**Exercise directions**
Write out every line below that includes the word "styles".
-- start of Provided material --
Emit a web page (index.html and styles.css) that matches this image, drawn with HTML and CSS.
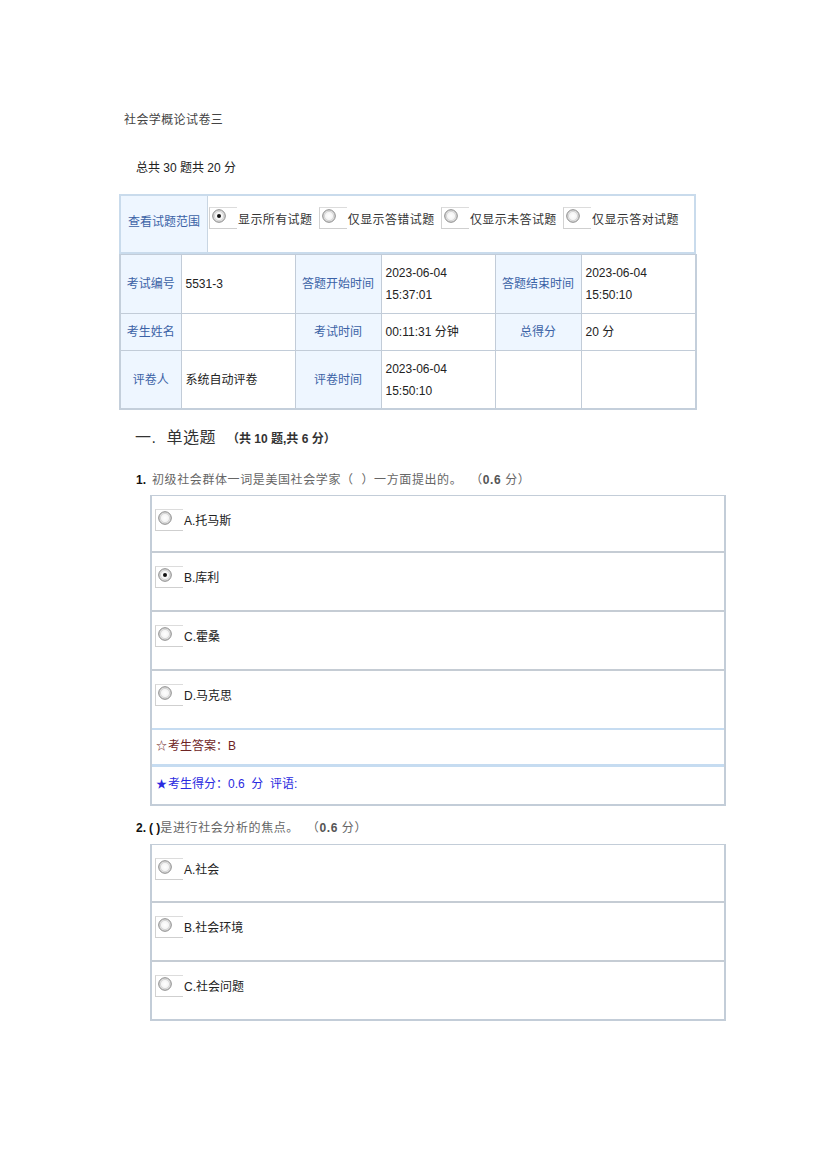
FILE: index.html
```html
<!DOCTYPE html>
<html lang="zh-CN">
<head>
<meta charset="utf-8">
<title>社会学概论试卷三</title>
<link rel="stylesheet" href="styles.css">
</head>
<body>
<div class="page">
  <div class="doc-title">社会学概论试卷三</div>
  <div class="summary">总共 30 题共 20 分</div>

  <table class="filter">
    <tr>
      <td class="lbl filter-lbl">查看试题范围</td>
      <td class="filter-opts">
        <span class="radio checked"><svg width="14" height="14" viewBox="0 0 14 14"><defs><radialGradient id="g1" cx="50%" cy="50%" r="50%"><stop offset="0" stop-color="#fff"/><stop offset="0.6" stop-color="#f4f4f4"/><stop offset="1" stop-color="#cfcfcf"/></radialGradient></defs><circle cx="7" cy="7" r="6.3" fill="url(#g1)" stroke="#8c8c8c" stroke-width="1"/><circle cx="7" cy="7" r="4.6" fill="none" stroke="#d6d6d6" stroke-width="1"/><circle cx="7" cy="7" r="2" fill="#111"/></svg></span><span class="ftxt">显示所有试题</span>
        <span class="radio"><svg width="14" height="14" viewBox="0 0 14 14"><circle cx="7" cy="7" r="6.3" fill="url(#g1)" stroke="#8c8c8c" stroke-width="1"/><circle cx="7" cy="7" r="4.6" fill="none" stroke="#d6d6d6" stroke-width="1"/></svg></span><span class="ftxt">仅显示答错试题</span>
        <span class="radio"><svg width="14" height="14" viewBox="0 0 14 14"><circle cx="7" cy="7" r="6.3" fill="url(#g1)" stroke="#8c8c8c" stroke-width="1"/><circle cx="7" cy="7" r="4.6" fill="none" stroke="#d6d6d6" stroke-width="1"/></svg></span><span class="ftxt">仅显示未答试题</span>
        <span class="radio"><svg width="14" height="14" viewBox="0 0 14 14"><circle cx="7" cy="7" r="6.3" fill="url(#g1)" stroke="#8c8c8c" stroke-width="1"/><circle cx="7" cy="7" r="4.6" fill="none" stroke="#d6d6d6" stroke-width="1"/></svg></span><span class="ftxt">仅显示答对试题</span>
      </td>
    </tr>
  </table>

  <table class="info">
    <colgroup>
      <col class="c1"><col class="c2"><col class="c3"><col class="c4"><col class="c5"><col class="c6">
    </colgroup>
    <tr class="r1">
      <td class="lbl">考试编号</td>
      <td class="val">5531-3</td>
      <td class="lbl">答题开始时间</td>
      <td class="val">2023-06-04<br>15:37:01</td>
      <td class="lbl">答题结束时间</td>
      <td class="val">2023-06-04<br>15:50:10</td>
    </tr>
    <tr class="r2">
      <td class="lbl">考生姓名</td>
      <td class="val"></td>
      <td class="lbl">考试时间</td>
      <td class="val">00:11:31 分钟</td>
      <td class="lbl">总得分</td>
      <td class="val">20 分</td>
    </tr>
    <tr class="r3">
      <td class="lbl">评卷人</td>
      <td class="val">系统自动评卷</td>
      <td class="lbl">评卷时间</td>
      <td class="val">2023-06-04<br>15:50:10</td>
      <td class="val"></td>
      <td class="val"></td>
    </tr>
  </table>

  <div class="section-head"><span class="sec-title">一.</span><span class="sec-title sec-name">单选题</span><span class="sec-note">（共 10 题,共 6 分）</span></div>

  <div class="q-title q1"><b class="qno">1.</b><span class="qtext">初级社会群体一词是美国社会学家（ &nbsp;）一方面提出的。 &nbsp;（<b>0.6</b> 分）</span></div>
  <div class="qbox">
    <div class="opt first"><span class="radio"><svg width="14" height="14" viewBox="0 0 14 14"><circle cx="7" cy="7" r="6.3" fill="url(#g1)" stroke="#8c8c8c" stroke-width="1"/><circle cx="7" cy="7" r="4.6" fill="none" stroke="#d6d6d6" stroke-width="1"/></svg></span><span class="otxt">A.托马斯</span></div>
    <div class="opt"><span class="radio"><svg width="14" height="14" viewBox="0 0 14 14"><circle cx="7" cy="7" r="6.3" fill="url(#g1)" stroke="#8c8c8c" stroke-width="1"/><circle cx="7" cy="7" r="4.6" fill="none" stroke="#d6d6d6" stroke-width="1"/><circle cx="7" cy="7" r="2" fill="#111"/></svg></span><span class="otxt">B.库利</span></div>
    <div class="opt"><span class="radio"><svg width="14" height="14" viewBox="0 0 14 14"><circle cx="7" cy="7" r="6.3" fill="url(#g1)" stroke="#8c8c8c" stroke-width="1"/><circle cx="7" cy="7" r="4.6" fill="none" stroke="#d6d6d6" stroke-width="1"/></svg></span><span class="otxt">C.霍桑</span></div>
    <div class="opt last-opt"><span class="radio"><svg width="14" height="14" viewBox="0 0 14 14"><circle cx="7" cy="7" r="6.3" fill="url(#g1)" stroke="#8c8c8c" stroke-width="1"/><circle cx="7" cy="7" r="4.6" fill="none" stroke="#d6d6d6" stroke-width="1"/></svg></span><span class="otxt">D.马克思</span></div>
    <div class="ans"><span class="star">☆</span>考生答案：B</div>
    <div class="score"><span class="star">★</span>考生得分：0.6 &nbsp;分 &nbsp;评语:</div>
  </div>

  <div class="q-title q2"><b class="qno">2.</b><b class="qno paren">( )</b><span class="qtext">是进行社会分析的焦点。 &nbsp;（<b>0.6</b> 分）</span></div>
  <div class="qbox qbox2">
    <div class="opt first"><span class="radio"><svg width="14" height="14" viewBox="0 0 14 14"><circle cx="7" cy="7" r="6.3" fill="url(#g1)" stroke="#8c8c8c" stroke-width="1"/><circle cx="7" cy="7" r="4.6" fill="none" stroke="#d6d6d6" stroke-width="1"/></svg></span><span class="otxt">A.社会</span></div>
    <div class="opt"><span class="radio"><svg width="14" height="14" viewBox="0 0 14 14"><circle cx="7" cy="7" r="6.3" fill="url(#g1)" stroke="#8c8c8c" stroke-width="1"/><circle cx="7" cy="7" r="4.6" fill="none" stroke="#d6d6d6" stroke-width="1"/></svg></span><span class="otxt">B.社会环境</span></div>
    <div class="opt final"><span class="radio"><svg width="14" height="14" viewBox="0 0 14 14"><circle cx="7" cy="7" r="6.3" fill="url(#g1)" stroke="#8c8c8c" stroke-width="1"/><circle cx="7" cy="7" r="4.6" fill="none" stroke="#d6d6d6" stroke-width="1"/></svg></span><span class="otxt">C.社会问题</span></div>
  </div>
</div>
</body>
</html>
```

FILE: styles.css
```css
html, body {
  margin: 0;
  padding: 0;
  background: #fff;
}
body {
  font-family: "Liberation Sans", "Noto Sans CJK SC", sans-serif;
  font-size: 12px;
  color: #222;
}
.page {
  width: 576px;
  margin-left: 119px;
  padding-top: 110px;
  padding-bottom: 40px;
}
.doc-title {
  padding-left: 5px;
  line-height: 20px;
  font-size: 12px;
  letter-spacing: 0.4px;
  color: #444;
}
.summary {
  margin-top: 28px;
  padding-left: 17px;
  line-height: 20px;
  font-size: 12px;
  color: #222;
}

/* filter table */
table {
  border-collapse: collapse;
  table-layout: fixed;
}
.filter {
  margin-top: 16px;
  width: 577px;
  height: 60px;
  border: 2px solid #c9dbec;
}
.filter td {
  padding: 0;
  vertical-align: middle;
}
.lbl {
  background: #eef6ff;
  color: #3b62a6;
  text-align: center;
}
.filter-lbl {
  width: 86px;
  border-right: 1px solid #c9d6e3;
  padding: 0 0 8px 0 !important;
}
.filter-opts {
  padding: 0 0 12px 1px !important;
  white-space: nowrap;
  color: #333;
}
.radio {
  display: inline-block;
  vertical-align: middle;
  width: 28px;
  height: 22px;
  border-left: 1px solid #d2d2d2;
  border-top: 1px solid #dcdcdc;
  border-bottom: 1px solid #cfcfcf;
  box-sizing: border-box;
  padding: 1px 0 0 2px;
  line-height: 0;
}
.radio svg {
  display: block;
}
.ftxt {
  vertical-align: middle;
  margin-left: 1px;
  margin-right: 3px;
  letter-spacing: 0.4px;
}

/* info table */
.info {
  width: 576px;
  border: 2px solid #c4cfdb;
  border-top: none;
}
.info col.c1 { width: 61px; }
.info col.c2 { width: 114px; }
.info col.c3 { width: 86px; }
.info col.c4 { width: 114px; }
.info col.c5 { width: 86px; }
.info col.c6 { width: 115px; }
.info td {
  border: 1px solid #c2ccd8;
  padding: 0 4px;
  line-height: 22px;
  vertical-align: middle;
  white-space: nowrap;
}
.info td.lbl {
  padding: 0;
}
.info td.val {
  color: #222;
}
.info .r1 td { height: 58px; }
.info .r2 td { height: 36px; }
.info .r3 td { height: 57px; }

/* section */
.section-head {
  margin-top: 16px;
  padding-left: 16px;
  line-height: 24px;
  white-space: nowrap;
}
.sec-title {
  font-size: 16px;
  color: #333;
  letter-spacing: 0.5px;
}
.sec-name {
  margin-left: 10px;
}
.sec-note {
  margin-left: 11px;
  font-size: 12px;
  color: #333;
  font-weight: bold;
}

.q-title {
  padding-left: 17px;
  line-height: 20px;
  white-space: nowrap;
}
.q1 { margin-top: 19px; }
.q2 { margin-top: 12px; }
.qno {
  color: #111;
  font-weight: bold;
}
.q1 .qno {
  margin-right: 6px;
}
.paren {
  margin-left: 3px;
}
.qtext {
  color: #666;
  letter-spacing: 0.6px;
}
.qtext b {
  color: #555;
}

.qbox {
  margin-top: 5px;
  margin-left: 31px;
  width: 576px;
  box-sizing: border-box;
  border-left: 2px solid #c3cdd8;
  border-right: 2px solid #c3cdd8;
  border-top: 1px solid #c3cdd8;
  border-bottom: 2px solid #c3cdd8;
}
.qbox2 { margin-top: 6px; }
.opt {
  height: 59px;
  box-sizing: border-box;
  padding: 13px 0 0 3px;
  border-bottom: 2px solid #c5ccd4;
  display: flex;
  align-items: flex-start;
  color: #222;
}
.opt.first {
  height: 57px;
}
.opt .otxt {
  line-height: 22px;
  margin-left: 1px;
  padding-top: 1px;
}
.opt.last-opt {
  border-bottom: 2px solid #c6dcf1;
}
.opt.final {
  border-bottom: none;
  height: 57px;
}
.qbox2 .opt.first {
  height: 58px;
}
.ans {
  height: 37px;
  box-sizing: border-box;
  border-bottom: 3px solid #c6dcf1;
  padding-left: 4px;
  line-height: 33px;
  color: #6e2424;
}
.score {
  height: 37px;
  box-sizing: border-box;
  padding-left: 4px;
  line-height: 35px;
  color: #2a2ae0;
}
.star {
  font-size: 11px;
  margin-right: 1px;
}
```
-- end of Provided material --
**Exercise solution**
Emit a web page (index.html and styles.css) that matches this image, drawn with HTML and CSS.
<link rel="stylesheet" href="styles.css">
FILE: styles.css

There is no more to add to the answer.